ISU is also searching for a new university president; someone you would think should have a word or two to say about all of this. But because of this sanctioned rush to replace, here’s what will eventually happen:

Crafty athletic director will meet blind-sided new President. The conversation will go like this: “President ‘We Gottcha,’ our football program is under strong, new leadership. I’d like you to meet Coach ‘Fait Accompli.’ And now, about that new stadium on campus …”

It’s your university, your money. Take notice of bottom-line facts. Face the facts. Speak the facts.

ISU fans migrated to football on TV screens decades ago. They may appear to be ready to buy into crocodile tears about “hardest decisions” and give rah-rah lip service to fielding a winner, but do you seriously believe you will be hearing their cheers for the Sycamores at Memorial Stadium again, ever?
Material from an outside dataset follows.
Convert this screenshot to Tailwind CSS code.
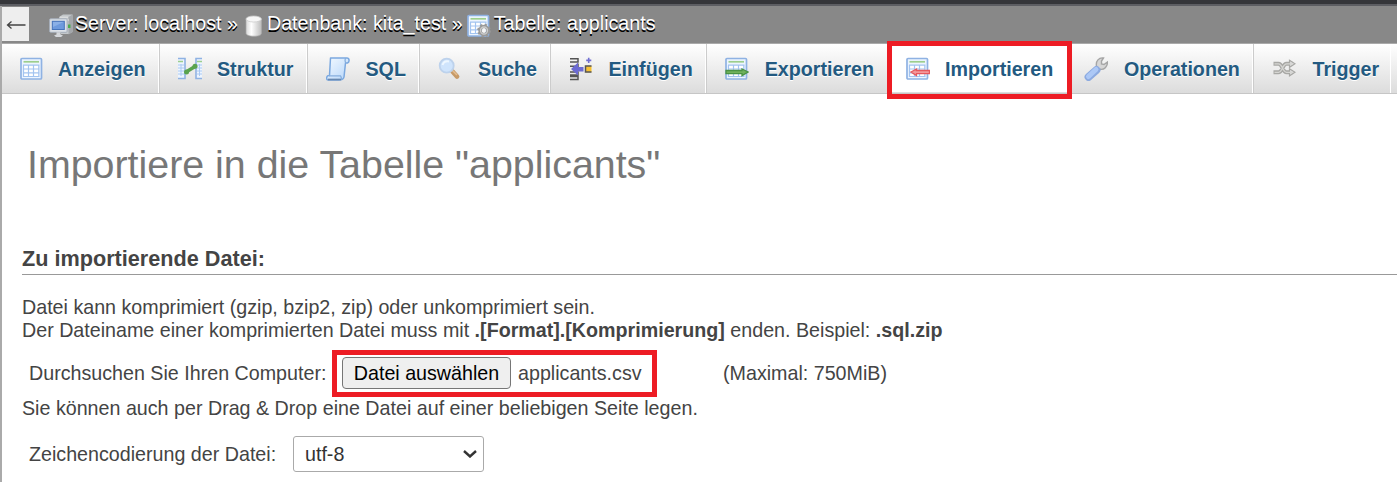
<!DOCTYPE html>
<html lang="de">
<head>
<meta charset="utf-8">
<title>Importieren</title>
<script src="https://cdn.jsdelivr.net/npm/@tailwindcss/browser@4"></script>
</head>
<body class="relative w-[1397px] h-[482px] overflow-hidden bg-white text-[19.68px] leading-[23px] text-[#444] font-['Liberation_Sans',Arial,sans-serif] whitespace-nowrap">
<svg class="absolute size-0">
  <defs>
    <linearGradient id="blue" x1="0" y1="0" x2="1" y2="1"><stop offset="0" stop-color="#f4faff"/><stop offset="1" stop-color="#b5d5fa"/></linearGradient>
    <linearGradient id="silver" x1="0" y1="0" x2="1" y2="0"><stop offset="0" stop-color="#d8d8d8"/><stop offset=".35" stop-color="#fff"/><stop offset="1" stop-color="#bcbcbc"/></linearGradient>
    <symbol id="table" viewBox="0 0 24 24">
      <rect x="1" y="1.5" width="20.5" height="20.5" rx="1" fill="#edf5ff" stroke="#8fb2e3" stroke-width="1.7"/>
      <path d="M3.5 4.8H19" stroke="#9dce8d" stroke-width="1.7"/>
      <rect x="3.5" y="8" width="15.500" height="11.500" fill="#fff"/>
      <path d="M3 8.200H19.500M3 12H19.500M3 15.800H19.500M3 19.500H19.500M3.500 8V20M8.500 8V20M13.500 8V20M18.800 8V20" stroke="#a3c4f0" stroke-width="1.200"/>
    </symbol>
  </defs>
</svg>
<div class="h-1 bg-[#35363a]"></div>
<div class="h-0.5 bg-[#5d5e63]"></div>
<div class="h-[476px] border-l-2 border-[#aaa]">
  <nav class="flex h-[37px] items-center bg-[#888] text-white [text-shadow:0_1.5px_0_#000]">
    <div class="flex h-[34px] w-[27px] shrink-0 self-start mt-px items-center justify-center bg-[#eee]">
      <svg class="w-5 h-4" viewBox="0 0 20 16" fill="none" stroke="#444" stroke-width="1.300"><path d="M1.500 9H19.500M5.500 5.500L1.500 9L5.500 12.500"/></svg>
    </div>
    <svg class="ml-5 mt-[2px] w-6 h-6 shrink-0" viewBox="0 0 24 24">
      <path d="M10 3L14 .5H23.500V18L20 20H12Z" fill="#c3c7ca"/><path d="M19.500 3L23.500 .5V18L19.500 20.500Z" fill="#a3a7ab"/><path d="M11 3.200H19M15 6H20" stroke="#e5e5e5"/>
      <rect x="19" y="10.500" width="2.500" height="3.500" fill="#4bab50"/>
      <rect x=".6" y="4.800" width="17.500" height="13.500" rx="1" fill="#dce1e8" stroke="#a4adb9"/>
      <rect x="3.300" y="7.300" width="12" height="8.200" fill="#6e9add" stroke="#4674bb"/>
      <path d="M4 8H14.500L4 13Z" fill="#8bb0e7"/><path d="M7.500 18.300H11.500V20.500L14 21.500L12 23H7L5 21.500L7.500 20.500Z" fill="#d5d8dc"/>
    </svg>
    <span class="ml-[2px] -mt-[3px]">Server: localhost »</span>
    <svg class="ml-[4px] mt-[2px] w-6 h-6 shrink-0" viewBox="0 0 24 24">
      <path d="M4 5V19C4 21 7 22.200 12 22.200S19.500 21 19.500 19V5Z" fill="url(#silver)" stroke="#aaa" stroke-width=".7"/><ellipse cx="11.700" cy="5" rx="7.700" ry="3" fill="#f7f7f7" stroke="#ccc" stroke-width=".8"/>
    </svg>
    <span class="ml-px -mt-[3px]">Datenbank: kita_test »</span>
    <svg class="ml-[4px] mt-[2px] w-6 h-6 shrink-0" viewBox="0 0 24 24"><use href="#table"/>
      <circle cx="17" cy="16.500" r="4" fill="none" stroke="#999" stroke-width="3.500"/><circle cx="17" cy="16.500" r="5.800" fill="none" stroke="#999" stroke-width="2" stroke-dasharray="2.270 2.270"/><circle cx="17" cy="16.500" r="3.500" fill="none" stroke="#ccc" stroke-width="1.300"/><circle cx="17" cy="16.500" r="2" fill="#f5f5f5"/>
    </svg>
    <span class="ml-[3px] -mt-[3px]">Tabelle: applicants</span>
  </nav>
  <div class="flex h-[51px] border-t border-b border-t-[#aaa] border-b-[#c6c6c6] bg-linear-to-b from-white to-[#dcdcdc] font-bold text-[#235a81] [text-shadow:0_1px_0_#fff] *:flex *:shrink-0 *:items-center *:border-r *:border-r-white *:border-l *:border-l-[#ccc] *:pl-[18px] [&_span]:mt-[2px]">
    <div class="w-[157px] !border-l-0">
      <svg class="w-6 h-6 shrink-0"><use href="#table"/></svg>
      <span class="ml-[14px]">Anzeigen</span>
    </div>
    <div class="w-[148px]">
      <svg class="w-6 h-6 shrink-0" viewBox="0 0 24 24"><path d="M0 1.500H7V21.500H0M24 1.500H18V21.500H24" fill="#edf5ff" stroke="#8fb2e3" stroke-width="1.600"/><path d="M0 4.500H5M19 4.500H24" stroke="#9dce8d" stroke-width="1.700"/><path d="M0 8H6M0 11H6M0 14H6M0 17H6M3 7V19M19 8H24M19 11H24M19 14H24M19 17H24M21.500 7V19" stroke="#aac9f2"/><path d="M8.500 14.800L17 9.500" stroke="#59a34e" stroke-width="3.500"/><circle cx="8.500" cy="15" r="2.500" fill="#59a34e"/><circle cx="17" cy="9.300" r="2.500" fill="#59a34e"/></svg>
      <span class="ml-[15px]">Struktur</span>
    </div>
    <div class="w-[112px]">
      <svg class="w-6 h-6 shrink-0" viewBox="0 0 24 24"><path d="M4.500 1H21C23.500 1 23.800 5 21.500 6H19.500L18 20C17.500 23 15 23 13 23H2C-.2 22.500 .3 18.500 3 18.500H3.500Z" fill="url(#blue)" stroke="#7ba8df" stroke-width="1.500" stroke-linejoin="round"/><path d="M20 1.200C18.500 2 19 5 20 6M3 18.800H14.500C15.500 20 15 22 16.500 22.500" fill="none" stroke="#86aedd" stroke-width="1.300"/><path d="M2 22.500H15" stroke="#6788b0" stroke-width="1.700"/></svg>
      <span class="ml-[15.500px]">SQL</span>
    </div>
    <div class="w-[131px]">
      <svg class="w-6 h-6 shrink-0" viewBox="0 0 24 24"><path d="M14.500 14.500L19 19.500" stroke="#c79a68" stroke-width="4.800" stroke-linecap="round"/><path d="M14.500 13.500L19 18" stroke="#e4bd90" stroke-width="1.500"/><circle cx="8.700" cy="8.700" r="7" fill="#cfe4fc" stroke="#bdd2ec" stroke-width="1.800"/><path d="M4.500 8Q6 3.500 11 4.500" fill="none" stroke="#eef7ff" stroke-width="2"/></svg>
      <span class="ml-[16px]">Suche</span>
    </div>
    <div class="w-[156px]">
      <svg class="w-6 h-6 shrink-0" viewBox="0 0 24 24"><path d="M1 1.800H9V5H1M1 9.200H9V6.500M1 15H9V18H1M1 22.500H9V19.500H1" fill="none" stroke="#555" stroke-width="1.500"/><path d="M2 12L9 5.500V10H14.500V14.500H9V18.500Z" fill="#6c6bd2"/><rect x="16.500" y="8.800" width="6" height="6.500" fill="#f7c131"/><path d="M22.500 9H16.500V15H22.500" fill="none" stroke="#555" stroke-width="1.500"/><path d="M19.700 .8V6M17.200 3.400H22.300" stroke="#706ed1" stroke-width="1.600"/></svg>
      <span class="ml-[15.500px]">Einfügen</span>
    </div>
    <div class="w-[182px]">
      <svg class="w-6 h-6 shrink-0" viewBox="0 0 24 24"><use href="#table"/><path d="M1 13.500H17V12L23 15L17 18.500V16.700H1Z" fill="#71b15d" stroke="#4a9344" stroke-width="1.300"/></svg>
      <span class="ml-[15.700px]">Exportieren</span>
    </div>
    <div class="w-[180px] !bg-white !border-r-[#ddd] border-b border-b-[#ddd]">
      <svg class="w-6 h-6 shrink-0 -ml-px mt-px" viewBox="0 0 24 24"><use href="#table"/><path d="M23.500 13.500H10.500V12L5 15L10.500 18.500V16.700H23.500Z" fill="#f3989b" stroke="#e6585d" stroke-width="1.300"/></svg>
      <span class="ml-[15px]">Importieren</span>
    </div>
    <div class="w-[185px] !border-l-0 !pl-[16px]">
      <svg class="w-6 h-6 shrink-0" viewBox="0 0 24 24"><path d="M12.500 9C11.500 4 15 .3 19.500 1L17.500 4V7L20 7.500L23.500 5C23.500 10 20 12.800 16.500 12.300L13 14Z" fill="#d6d6d6" stroke="#a5a5a5" stroke-width="1.400"/><path d="M12.500 13L4.500 20" stroke="#8caae0" stroke-width="7.800" stroke-linecap="round"/><path d="M12 12.500L4.500 19.500" stroke="#acc8f6" stroke-width="5" stroke-linecap="round"/></svg>
      <span class="ml-[16px]">Operationen</span>
    </div>
    <div class="w-[138px]">
      <svg class="w-6 h-6 shrink-0" viewBox="0 0 24 24"><g transform="translate(.5 -.7)"><path d="M1 7.500H6C10 7.500 10 16 14 16H20M1 16H6C10 16 10 7.500 14 7.500H20" fill="none" stroke="#a8a8a5" stroke-width="4"/><path d="M17 4L22.500 7.500L17 11ZM17 12.500L22.500 16L17 19.500Z" fill="#ddd" stroke="#a8a8a5" stroke-width="1.200"/><path d="M2 7.500H6C10 7.500 10 16 14 16H20M2 16H6C10 16 10 7.500 14 7.500H20" fill="none" stroke="#d5d5d2" stroke-width="1.300"/></g></svg>
      <span class="ml-[16.500px]">Trigger</span>
    </div>
    <div class="w-[10px] !pl-0 !border-r-0 !border-l-0"></div>
  </div>
  <main class="pl-5">
    <h1 class="mt-[47px] ml-[5px] text-[39.36px] leading-[46px] text-[#777]">Importiere in die Tabelle "applicants"</h1>
    <h2 class="mt-[58px] h-[30px] border-b border-[#999] text-[21.65px] leading-[28px] font-bold"><span>Zu importierende Datei:</span></h2>
    <p class="mt-[21px]">Datei kann komprimiert (gzip, bzip2, zip) oder unkomprimiert sein.<br>Der Dateiname einer komprimierten Datei muss mit <b>.[Format].[Komprimierung]</b> enden. Beispiel: <b>.sql.zip</b></p>
    <div class="mt-[8px] ml-[7px] flex h-[47px] items-center">
      <span class="w-[303px]">Durchsuchen Sie Ihren Computer:</span>
      <div class="flex h-[47px] w-[325px] items-center border-[5px] border-[#ed1c24] pl-[5px]">
        <button class="-mt-px h-8 w-[169px] rounded-[4px] border border-[#767676] bg-[#efefef] pt-px text-black">Datei auswählen</button>
        <span class="ml-[7px]">applicants.csv</span>
      </div>
      <span class="ml-[66px]">(Maximal: 750MiB)</span>
    </div>
    <p>Sie können auch per Drag &amp; Drop eine Datei auf einer beliebigen Seite legen.</p>
    <div class="mt-[16px] ml-[7px] flex h-9 items-center">
      <span class="w-[264px]">Zeichencodierung der Datei:</span>
      <div class="flex h-9 w-[191px] items-center justify-between rounded-[3px] border border-[#aaa] pl-[11px] pr-[6px] text-[#333]">utf-8
        <svg class="w-[14px] h-2" viewBox="0 0 14 8" fill="none" stroke="#333" stroke-width="2.400"><path d="M1 1L7 6.500L13 1"/></svg>
      </div>
    </div>
  </main>
</div>
<div class="absolute left-[887px] top-[41px] h-[58px] w-[185px] border-[5px] border-[#ed1c24]"></div>
</body>
</html>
Sweaty visions that “Excellence” equals a wide receiver who can fly and a QB who can get the ball to him may still make hearts beat faster, but mainly when such heroics affect the week’s point spread. As one wag put it, real “excellence” is a campus bookstore containing more books than clothing, pillows, mugs, toys, alarm clocks, fanny pillows, hair-removal systems, and candy bars featuring the university’s name or logo. Traditions that last and mean something are built in classrooms, not on ever-changing scoreboard results.

Nostalgia for the never never land of “cool autumn afternoons; tailgating with brats and beers; students dressed in wild paint; and restaurants, hotels and bars busy with fans before and afterward” continues to be thrown at people. It’s a cloud and a mirage — it no longer sells tickets, it will never pay the long-term costs for what will always be short-term jolts of satisfaction.

High priced athletic programs have nothing, nada, to do with a university education. If you think it does, all that is left to say is don’t let the door hit you in the backside as you rush through.